Des mômes nomophobes

La dernière enquête du HBSC pointe d’ailleurs les conséquences de la fatigue sur le comportement des élèves en termes de troubles de concentration, de l’attention, et de risque plus élevé de décrochage scolaire. Diane Drory, elle, met en garde contre la nomophobie chez les kids, ou la peur d’être séparé de son téléphone mobile… et donc des autres.  » D’où l’importance d’apprendre à nos enfants à déconnecter de temps en temps, à installer de bonnes habitudes.
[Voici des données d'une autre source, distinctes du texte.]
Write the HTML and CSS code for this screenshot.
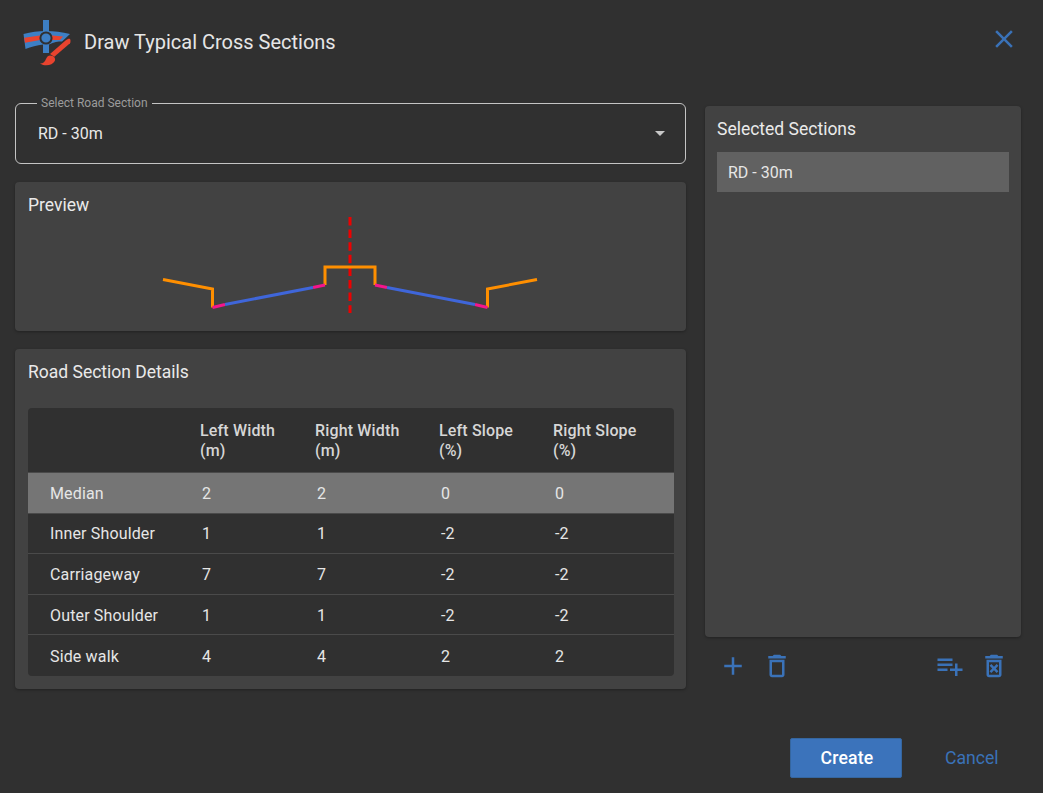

Il est crucial de cesser de faire de cet appareil un objet d’asservissement.  » Car à voir le comportement des jeunes, ils en seraient plus esclaves qu’ils ne le croient : la plupart n’éteignent pas leur smartphone, où qu’ils soient (87,1 %), ni la nuit (81,8 %), l’utilisent quand ils mangent seuls (88,1 %), aux toilettes (82,7 %), au lit (89,4 %), plus longtemps que prévu (88,9 %), en regardant un programme intéressant à la télé (87,8 %)…  » Cela peut altérer la santé mentale. Angoisse ou stress quand ils ne peuvent pas utiliser leur mobile ou, a contrario, une immense satisfaction quand c’est le cas. Certains enfants/ados ont besoin de leurs smartphones pour se sentir bien. Il y a matière à s’inquiéter, encore plus si c’est la nuit. Il faut réapprendre à dormir « , constate Clémence Peix-Lavallée. Amener son enfant à rester maître de son smartphone serait le premier pas d’une consommation raisonnable et raisonnée de l’appareil qui, bien utilisé, peut être un formidable outil. De quoi dormir sur ses deux oreilles, pour lui comme pour ses parents.